The San Bernardo Cultural Centre is located in a
rural town, on a small plot with a basically square ground plan, fifteen metres
per side.
The programme for the Centre includes an
assembly hall, which is to operate as a multipurpose space for holding
conferences, exhibitions and performances, and three workshops, also seen as
highly versatile spaces that can operate as classrooms, meeting rooms or as a
small library, depending of the needs of each moment.
In condition as a public building and meeting
place, the culture centre is integrated as a covered extension of the adjacent
San Bernardo Square while respecting the presence of the chapel of the same
name, using the void as a form of contact.

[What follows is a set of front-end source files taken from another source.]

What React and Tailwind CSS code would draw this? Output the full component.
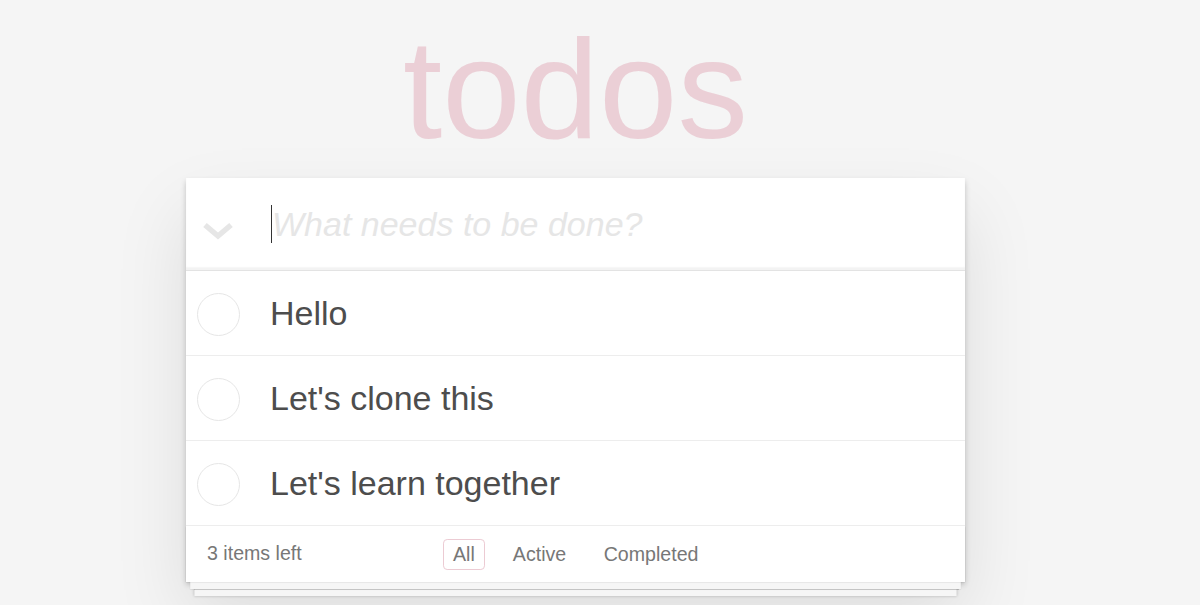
export default function App() {
  const todos = ["Hello", "Let's clone this", "Let's learn together"];
  return (
    <div className="h-[605px] overflow-hidden bg-[#f5f5f5] font-['Liberation_Sans',Arial,sans-serif] text-[#4d4d4d]">
      <div className="ml-[186px] w-[779px]">
        <h1 className="h-[178px] pt-[19px] text-center text-[141px] leading-[140px] font-normal text-[#ebcfd6]">
          todos
        </h1>
        <div className="bg-white shadow-[0_2.8px_5.6px_0_rgba(0,0,0,0.2),0_35px_70px_0_rgba(0,0,0,0.1)]">
          <div className="flex h-[93px] items-center border-b border-[#e3e3e3] shadow-[inset_0_-2.8px_1.4px_rgba(0,0,0,0.05)]">
            <div className="mt-[15px] flex w-[84px] flex-none pl-[16px]">
              <svg width="32" height="19" viewBox="0 0 32 19">
                <polyline points="3,3 16,14 29,3" fill="none" stroke="#e6e6e6" strokeWidth="5.5" />
              </svg>
            </div>
            <div className="ml-[1px] h-[38px] w-px flex-none bg-[#333]" />
            <span className="text-[34px] italic leading-[47px] text-[#e6e6e6]">What needs to be done?</span>
          </div>
          <ul>
            {todos.map((t) => (
              <li key={t} className="flex h-[85px] items-center gap-[30px] border-b border-[#ededed] pl-[11px]">
                <div className="mt-[2px] h-[43px] w-[43px] flex-none rounded-full border border-[#e6e6e6]" />
                <span className="text-[34px] leading-[40px]">{t}</span>
              </li>
            ))}
          </ul>
          <div className="grid h-[56px] grid-cols-[1fr_auto_1fr] items-center text-[19.6px] text-[#777] shadow-[0_1.4px_1.4px_rgba(0,0,0,0.2),0_11.2px_0_-4.2px_#f6f6f6,0_12.6px_1.4px_-4.2px_rgba(0,0,0,0.2),0_22.4px_0_-8.4px_#f6f6f6,0_23.8px_2.8px_-8.4px_rgba(0,0,0,0.2)]">
            <span className="pl-[21px]">3 items left</span>
            <div className="flex gap-[17px]">
              <span className="rounded-[4.2px] border-[1.4px] border-[#eccbd3] px-[9.5px] py-[4px] leading-[21px]">All</span>
              <span className="rounded-[4.2px] border-[1.4px] border-transparent px-[9.5px] py-[4px] leading-[21px]">Active</span>
              <span className="rounded-[4.2px] border-[1.4px] border-transparent px-[9px] py-[4px] leading-[21px]">Completed</span>
            </div>
            <span />
          </div>
        </div>
      </div>
    </div>
  );
}
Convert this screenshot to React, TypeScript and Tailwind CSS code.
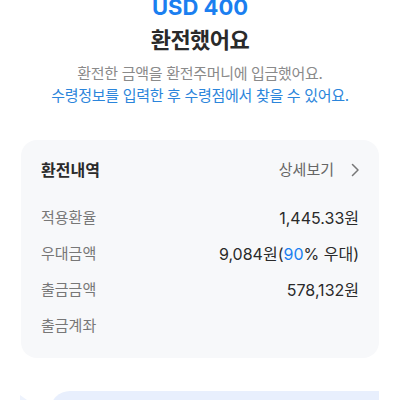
export default function App() {
  const rows = [
    { label: "적용환율", value: <>1,445.33원</> },
    {
      label: "우대금액",
      value: (
        <>
          9,084원(<span className="text-[#1b7ff0]">90</span>% 우대)
        </>
      ),
    },
    { label: "출금금액", value: <>578,132원</> },
    { label: "출금계좌", value: null },
  ];

  return (
    <div
      className="w-[400px] h-[400px] overflow-hidden bg-white"
      style={{ fontFamily: "Inter, 'Noto Sans CJK KR', sans-serif" }}
    >
      <div className="-mt-[7px] flex flex-col items-center">
        <div className="h-[28px] leading-[28px] text-[22px] font-bold text-[#1b7ff0]">
          USD 400
        </div>
        <div className="mt-[4px] h-[30px] leading-[30px] text-[22px] font-semibold text-[#2a2a2a] tracking-[-0.5px]">
          환전했어요
        </div>
        <div className="mt-[8px] h-[22px] leading-[22px] text-[15px] text-[#8a8a8a] tracking-[-0.3px]">
          환전한 금액을 환전주머니에 입금했어요.
        </div>
        <div className="h-[22px] leading-[22px] text-[15px] text-[#2b85db] tracking-[-0.3px]">
          수령정보를 입력한 후 수령점에서 찾을 수 있어요.
        </div>
      </div>

      <div className="mx-[21px] mt-[33px] rounded-[16px] bg-[#f7f8fa] px-[20px] pb-[14px]">
        <div className="h-[60px] flex items-center justify-between">
          <span className="text-[16px] font-semibold text-[#2a2a2a]">환전내역</span>
          <span className="flex items-center gap-[16px] text-[15px] text-[#666]">
            상세보기
            <svg width="9" height="14" viewBox="0 0 9 14" fill="none">
              <polyline
                points="2.5,1.5 8,7 2.5,12.5"
                stroke="#777"
                strokeWidth="1.5"
                strokeLinecap="round"
                strokeLinejoin="round"
              />
            </svg>
          </span>
        </div>
        <div>
          {rows.map((r) => (
            <div key={r.label} className="h-[36px] flex items-center justify-between">
              <span className="text-[15px] text-[#777]">{r.label}</span>
              <span className="text-[16px] text-[#2a2a2a]">{r.value}</span>
            </div>
          ))}
        </div>
      </div>

      <div className="relative mt-[33px] h-[20px] mx-[17px]">
        <svg className="absolute left-[3px] top-[4px]" width="20" height="16" viewBox="0 0 20 16">
          <path d="M0 0 L14 10 L14 16 L0 16 Z" fill="#eef3fd" />
        </svg>
        <div className="absolute left-[33px] right-[4px] top-[0px] h-[20px] rounded-tl-[20px] bg-[#e8effd]" />
      </div>
    </div>
  );
}
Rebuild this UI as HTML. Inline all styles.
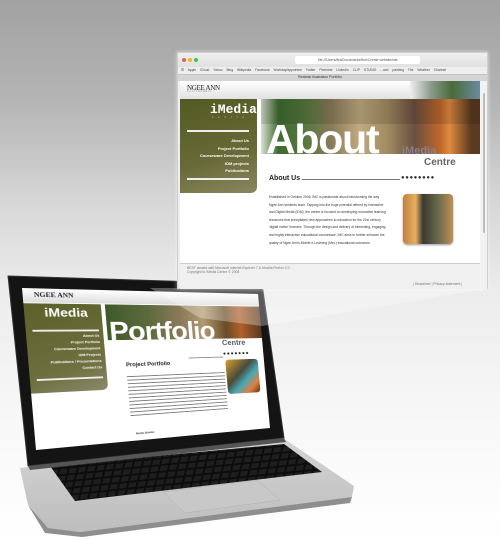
<!DOCTYPE html>
<html><head><meta charset="utf-8"><style>
*{margin:0;padding:0;box-sizing:border-box}
body{width:500px;height:540px;overflow:hidden;position:relative;font-family:"Liberation Sans",sans-serif;
background:linear-gradient(#a2a2a2 0px,#b4b4b4 100px,#d6d6d6 200px,#ececec 290px,#f6f6f6 400px,#fff 540px)}
.a{position:absolute}
.t{font-size:4px;color:#555;white-space:nowrap}
</style></head><body>

<svg class="a" style="left:0;top:0" width="500" height="540">
<defs>
<linearGradient id="base" x1="0" y1="0" x2="0" y2="1"><stop offset="0" stop-color="#d4d4d4"/><stop offset="1" stop-color="#bdbdbd"/></linearGradient>
<pattern id="keys" width="9" height="7" patternUnits="userSpaceOnUse" patternTransform="skewX(-20) rotate(-6)"><rect width="9" height="7" fill="#0c0c0c"/><rect x="1" y="1" width="7" height="5" fill="#1e1e1e"/></pattern>
</defs>
<polygon points="20,468 286,440 354,486 352,497 80,532 48,528 28,505" fill="url(#base)"/>
<polygon points="28,505 48,528 80,532 352,497 350,503 82,537 45,533" fill="#8e8e8e"/>
<polygon points="50,466 284,444 322,472 75,501" fill="url(#keys)"/>
<polygon points="163,492 257,480 280,500 185,513" fill="#c8c8c8" stroke="#b0b0b0" stroke-width="0.5"/>
<polygon points="8,276 262,284 284,438 28,466" fill="#141414" stroke="#333" stroke-width="1" stroke-linejoin="round"/>
<polygon points="28,466 284,438 286,442 30,470" fill="#555"/>
</svg>

<div class="a" style="left:0;top:0;width:250px;height:170px;background:#fff;overflow:hidden;transform-origin:0 0;transform:matrix3d(1.1593,0.26932,0,0.0008344,0.08188,0.94724,0,-0.00001265,0,0,1,0,22,288,0,1)">
 <div class="a" style="left:0;top:0;width:250px;height:15px;background:linear-gradient(#fff,#ddd)"></div>
 <div class="a" style="left:10px;top:3px;font:bold 7px 'Liberation Serif',serif;color:#222">NGEE ANN</div>
 <div class="a" style="left:0;top:16px;width:72px;height:95px;background:linear-gradient(160deg,#5a6128,#6e7040 70%,#8a8a6a);border-bottom-right-radius:6px"></div>
 <div class="a" style="left:18px;top:18px;font:bold 13px 'Liberation Sans';color:#fff">iMedia</div>
 <div class="a" style="left:6px;top:44px;width:62px;height:1.5px;background:#eee"></div>
 <div class="a t" style="right:182px;top:48px;color:#fff;font-weight:bold;text-align:right;line-height:7px;font-size:3.6px">About Us<br>Project Portfolio<br>Courseware Development<br>IDM Projects<br>Publications / Presentations<br>Contact Us</div>
 <div class="a" style="left:6px;top:96px;width:62px;height:1.5px;background:#eee"></div>
 <div class="a" style="left:76px;top:16px;width:174px;height:40px;background:linear-gradient(90deg,#3f5a2a,#5c6b3c 25%,#8a7a5a 45%,#b09a70 60%,#6a4a28 75%,#b0602a 85%,#5a3a20)"></div>
 <div class="a" style="left:78px;top:30px;font:bold 30px 'Liberation Sans';color:#fff;letter-spacing:-1px">Portfolio</div>
 <div class="a" style="left:200px;top:56px;font:bold 9px 'Liberation Sans';color:#555">Centre</div>
 <div class="a" style="left:92px;top:82px;font:bold 6px 'Liberation Sans';color:#222">Project Portfolio</div>
 <div class="a" style="left:160px;top:78px;width:40px;height:1px;background:#888"></div>
 <div class="a" style="left:200px;top:72px;font:bold 6px 'Liberation Sans';color:#222;letter-spacing:1px">●●●●●●●</div>
 <div class="a" style="left:92px;top:94px;width:108px;height:50px;background:repeating-linear-gradient(#fff 0 3px,#777 3px 4px)"></div>
 <div class="a" style="left:202px;top:82px;width:40px;height:42px;border-radius:4px;background:linear-gradient(135deg,#d8a030,#4a4a3a 40%,#48a8b8 60%,#e08040 80%,#603010)"></div>
 <div class="a" style="left:96px;top:160px;font:bold 3px sans-serif;color:#333">Media Builder</div>
</div>

<svg class="a" style="left:0;top:0" width="500" height="540">
<polygon points="150,288 490,288 262,326 200,318" fill="#fff" opacity="0.3"/>
</svg>

<div class="a" style="left:177px;top:52px;width:311px;height:237px;background:#eee;border:1px solid #cfcfcf;box-shadow:0 0 4px rgba(255,255,255,.6)">
 <div class="a" style="left:0;top:0;width:309px;height:14px;background:linear-gradient(#efefef,#e1e1e1)">
  <div class="a" style="left:4px;top:5px;width:4px;height:4px;border-radius:50%;background:#f25a52"></div>
  <div class="a" style="left:10px;top:5px;width:4px;height:4px;border-radius:50%;background:#f4b42c"></div>
  <div class="a" style="left:16px;top:5px;width:4px;height:4px;border-radius:50%;background:#3ec540"></div>
  <div class="a" style="left:117px;top:3px;width:125px;height:8px;background:#fff;border-radius:2px"></div>
  <div class="a t" style="left:140px;top:5px;font-size:3.5px">file:///Users/ftra/Documents/ftori/Create website/site</div>
 </div>
 <div class="a t" style="left:3px;top:15px;font-size:3.3px;color:#444;word-spacing:3px">☰ Apple iCloud Yahoo Bing Wikipedia Facebook Workday/appointee Twitter Pinterest LinkedIn CLIP STUDIO ...and painting The Weather Channel</div>
 <div class="a" style="left:0;top:21px;width:309px;height:7px;background:#d4d4d4;border-top:1px solid #c4c4c4"></div>
 <div class="a t" style="left:120px;top:22px;font-size:3.5px;color:#333">Realistic Illustration Portfolio</div>
 <div class="a" style="left:2px;top:28px;width:300px;height:208px;background:#fff"></div>
 <div class="a" style="left:302px;top:28px;width:7px;height:208px;background:#f2f2f2"></div>
 <div class="a" style="left:305px;top:40px;width:2px;height:140px;background:#bbb;border-radius:1px"></div>
 <div class="a" style="left:2px;top:28px;width:300px;height:18px;background:linear-gradient(#fff,#e2e2e2)"></div>
 <div class="a" style="left:232px;top:28px;width:70px;height:18px;background:linear-gradient(90deg,rgba(240,240,240,1),#8a9a8a 30%,#4a6a3a 60%,#6a8aa0)"></div>
 <div class="a" style="left:9px;top:31px;font:7px 'Liberation Serif',serif;color:#222;letter-spacing:-.3px">NGEE ANN</div>
 <div class="a" style="left:9px;top:38px;font:2px sans-serif;color:#444;letter-spacing:1px">POLYTECHNIC</div>
 <div class="a" style="left:2px;top:46px;width:77px;height:94px;background:linear-gradient(165deg,#535a22,#676a36 60%,#8a8660);border-bottom-right-radius:6px"></div>
 <div class="a" style="left:32px;top:49px;font:bold 13px 'Liberation Mono',monospace;color:#fff">iMedia</div>
 <div class="a" style="left:34px;top:63px;font:2.5px sans-serif;color:#ddd;letter-spacing:5px">centre</div>
 <div class="a" style="left:9px;top:77px;width:62px;height:1.5px;background:#eee"></div>
 <div class="a t" style="right:238px;top:84px;color:#fff;font-weight:bold;text-align:right;line-height:7.5px;font-size:4px">About Us<br>Project Portfolio<br>Courseware Development<br>IDM projects<br>Publications</div>
 <div class="a" style="left:9px;top:125px;width:62px;height:1.5px;background:#eee"></div>
 <div class="a" style="left:83px;top:46px;width:219px;height:55px;background:linear-gradient(90deg,#d8e0d0,#3e6a30 8%,#5a7a40 22%,#8a7a5a 32%,#c0aa80 45%,#a08a60 58%,#6a5040 70%,#c0682a 82%,#e08a40 86%,#5a3a20 96%)"></div>
 <div class="a" style="left:83px;top:46px;width:219px;height:25px;background:rgba(0,0,0,.12)"></div>
 <div class="a" style="left:88px;top:66px;font:bold 41px 'Liberation Sans';color:#fff;letter-spacing:-1.2px;line-height:40px">About</div>
 <div class="a" style="left:224px;top:92px;font:bold 11px 'Liberation Sans';color:#8a8090">iMedia</div>
 <div class="a" style="left:246px;top:104px;font:bold 10px 'Liberation Sans';color:#666">Centre</div>
 <div class="a" style="left:91px;top:122px;font:bold 7px 'Liberation Sans';color:#222">About Us</div>
 <div class="a" style="left:124px;top:126px;width:98px;height:1px;background:#777"></div>
 <div class="a" style="left:223px;top:122px;font:bold 6px 'Liberation Sans';color:#333;letter-spacing:.6px">●●●●●●●●</div>
 <div class="a t" style="left:91px;top:141px;font-size:3.3px;line-height:7.6px;color:#333">Established in October 2006, IMC is passionate about transforming the way<br>Ngee Ann students learn. Tapping into the huge potential offered by Interactive<br>and Digital Media (IDM), the centre is focused on developing innovative learning<br>resources that precipitates new approaches to education for the 21st century<br>'digital native' learners. Through the design and delivery of interesting, engaging<br>and highly interactive educational courseware, IMC aims to further enhance the<br>quality of Ngee Ann's Mobile e-Learning (MeL) educational outcomes.</div>
 <div class="a" style="left:225px;top:141px;width:50px;height:50px;border-radius:4px;background:linear-gradient(90deg,#c08040,#e8b060 25%,#3a3a30 40%,#6a6a50 70%,#c09050);box-shadow:0 1px 2px #999"></div>
 <div class="a" style="left:2px;top:210px;width:300px;height:26px;background:#f0f0f0;border-top:1px solid #ccc"></div>
 <div class="a t" style="left:9px;top:213px;font-size:3.4px;line-height:4px;color:#777">BEST viewed with Microsoft Internet Explorer 7 &amp; Mozilla Firefox 2.0<br>Copyright to iMedia Centre © 2008</div>
 <div class="a t" style="left:235px;top:229px;font-size:3.4px;color:#777">| Disclaimer | Privacy statement |</div>
</div>

</body></html>
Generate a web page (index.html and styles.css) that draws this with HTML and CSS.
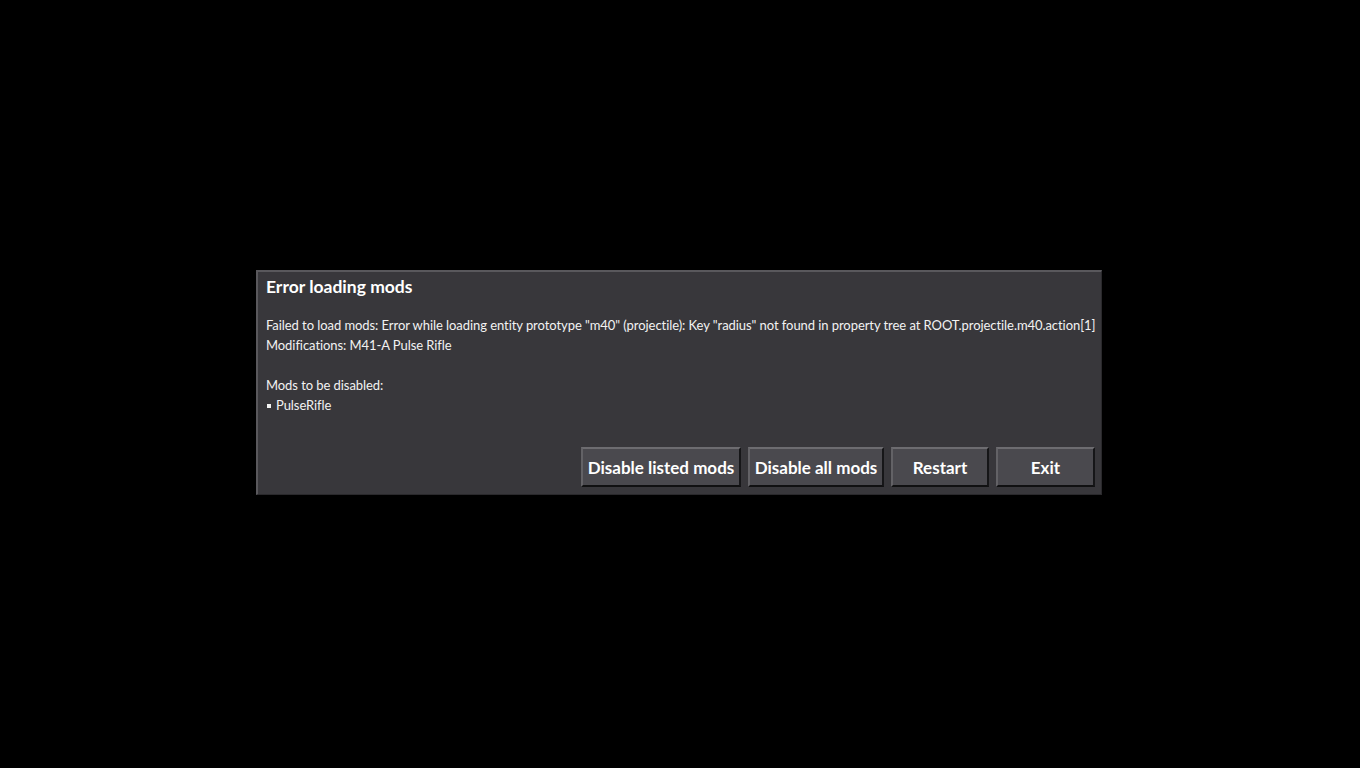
FILE: index.html
```html
<!DOCTYPE html>
<html>
<head>
<meta charset="utf-8">
<link rel="stylesheet" href="styles.css">
</head>
<body>
<div class="screen">
  <div class="dialog">
    <div class="title">Error loading mods</div>
    <div class="body">
      <div class="line">Failed to load mods: Error while loading entity prototype "m40" (projectile): Key "radius" not found in property tree at ROOT.projectile.m40.action[1]</div>
      <div class="line">Modifications: M41-A Pulse Rifle</div>
      <div class="line blank"></div>
      <div class="line">Mods to be disabled:</div>
      <div class="line"><span class="bullet"></span>PulseRifle</div>
    </div>
    <div class="buttons">
      <button class="btn w1">Disable listed mods</button>
      <button class="btn w2">Disable all mods</button>
      <button class="btn w3">Restart</button>
      <button class="btn w4">Exit</button>
    </div>
  </div>
</div>
</body>
</html>
```
FILE: styles.css
```css
html, body {
  margin: 0;
  padding: 0;
  background: #000;
}
.screen {
  width: 1360px;
  height: 768px;
  padding: 270px 0 0 256px;
  box-sizing: border-box;
}
.dialog {
  width: 846px;
  height: 225px;
  box-sizing: border-box;
  background: #38373b;
  border-top: 2px solid #59585c;
  border-left: 2px solid #59585c;
  border-right: 1px solid #2a292c;
  border-bottom: 1px solid #2a292c;
  padding: 5px 6px 7px 8px;
  display: flex;
  flex-direction: column;
  font-family: "Lato", "Liberation Sans", sans-serif;
  color: #ffffff;
}
.title {
  font-weight: 700;
  font-size: 17.5px;
  line-height: 20px;
  height: 20px;
}
.body {
  margin-top: 18px;
  font-size: 13px;
  line-height: 20px;
  letter-spacing: -0.065px;
  color: #f2f2f2;
}
.line {
  height: 20px;
  white-space: nowrap;
}
.bullet {
  display: inline-block;
  width: 4px;
  height: 4px;
  background: #f2f2f2;
  margin: 0 5px 2px 1px;
  vertical-align: middle;
}
.buttons {
  margin-top: auto;
  display: flex;
  justify-content: flex-end;
  gap: 7px;
}
.btn {
  height: 40px;
  box-sizing: border-box;
  background: #4a494e;
  color: #ffffff;
  font-family: "Lato", "Liberation Sans", sans-serif;
  font-weight: 700;
  font-size: 17px;
  border-top: 2px solid #6d6c70;
  border-left: 2px solid #636266;
  border-right: 2px solid #161618;
  border-bottom: 2px solid #111112;
  padding: 0;
  text-align: center;
}
.w1 { width: 160px; }
.w2 { width: 136px; }
.w3 { width: 98px; }
.w4 { width: 99px; }
```
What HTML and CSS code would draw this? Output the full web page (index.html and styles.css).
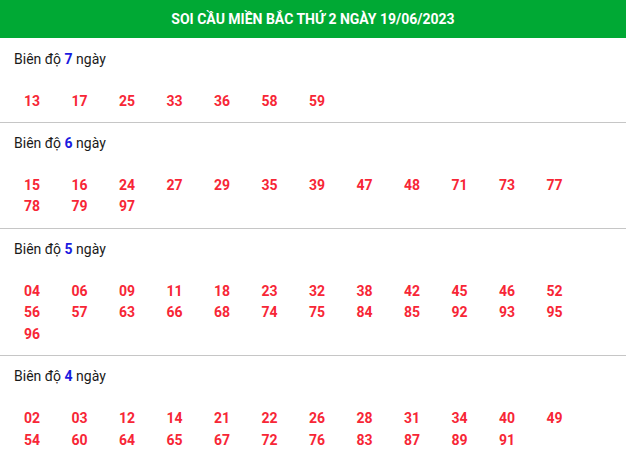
FILE: index.html
```html
<!DOCTYPE html>
<html lang="vi">
<head>
<meta charset="utf-8">
<title>Soi cầu miền Bắc</title>
<link rel="stylesheet" href="styles.css">
</head>
<body>
<div class="box">
  <div class="title">SOI CẦU MIỀN BẮC THỨ 2 NGÀY 19/06/2023</div>
  <div class="sec sec-first">
    <div class="label">Biên độ <b>7</b> ngày</div>
    <div class="nums"><span>13</span><span>17</span><span>25</span><span>33</span><span>36</span><span>58</span><span>59</span></div>
  </div>
  <div class="sec">
    <div class="label">Biên độ <b>6</b> ngày</div>
    <div class="nums"><span>15</span><span>16</span><span>24</span><span>27</span><span>29</span><span>35</span><span>39</span><span>47</span><span>48</span><span>71</span><span>73</span><span>77</span><span>78</span><span>79</span><span>97</span></div>
  </div>
  <div class="sec">
    <div class="label">Biên độ <b>5</b> ngày</div>
    <div class="nums"><span>04</span><span>06</span><span>09</span><span>11</span><span>18</span><span>23</span><span>32</span><span>38</span><span>42</span><span>45</span><span>46</span><span>52</span><span>56</span><span>57</span><span>63</span><span>66</span><span>68</span><span>74</span><span>75</span><span>84</span><span>85</span><span>92</span><span>93</span><span>95</span><span>96</span></div>
  </div>
  <div class="sec">
    <div class="label">Biên độ <b>4</b> ngày</div>
    <div class="nums"><span>02</span><span>03</span><span>12</span><span>14</span><span>21</span><span>22</span><span>26</span><span>28</span><span>31</span><span>34</span><span>40</span><span>49</span><span>54</span><span>60</span><span>64</span><span>65</span><span>67</span><span>72</span><span>76</span><span>83</span><span>87</span><span>89</span><span>91</span></div>
  </div>
</div>
</body>
</html>
```
FILE: styles.css
```css
html, body {
  margin: 0;
  padding: 0;
  background: #fff;
}
body {
  font-family: Roboto, "Liberation Sans", Arial, sans-serif;
  font-size: 14px;
  color: #1a1a1a;
}
.box {
  width: 626px;
}
.title {
  height: 38px;
  line-height: 38px;
  background: #00a934;
  color: #fff;
  font-weight: bold;
  font-size: 14px;
  text-align: center;
}
.sec {
  padding: 10px 14px 10px 14px;
  border-bottom: 1px solid #c6c6c6;
}
.sec-first {
  padding-top: 11px;
  padding-bottom: 9px;
}
.label {
  line-height: 21px;
}
.label b {
  color: #1a1ae0;
  font-weight: bold;
}
.nums {
  margin-top: 21px;
  display: grid;
  grid-template-columns: repeat(12, 47.5px);
}
.nums span {
  padding-left: 10px;
  line-height: 21.5px;
  color: #f72636;
  font-weight: bold;
}
```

The multipurpose space, situated on the upper
level of the building, is conceived as a meeting place, in the manner of a
platform that exists in close proximity to the elements of everyday life of the
district.
This platform is covered by an alternating
system of concrete elements with a Z-shaped section that extends to the west
façade. Their discontinuous diecast shape forms a shade-filled space pierced by
the light, showing its anamorphous embodiment in the surface of the floor. The
cut-out light and shadow appears indistinctly on the ceiling, the walls or the
floor and dissolves the differences that exist between them. Under the
dispersed shadow of the lattice, opening on to both squares, is an empty, bare
space activated by light.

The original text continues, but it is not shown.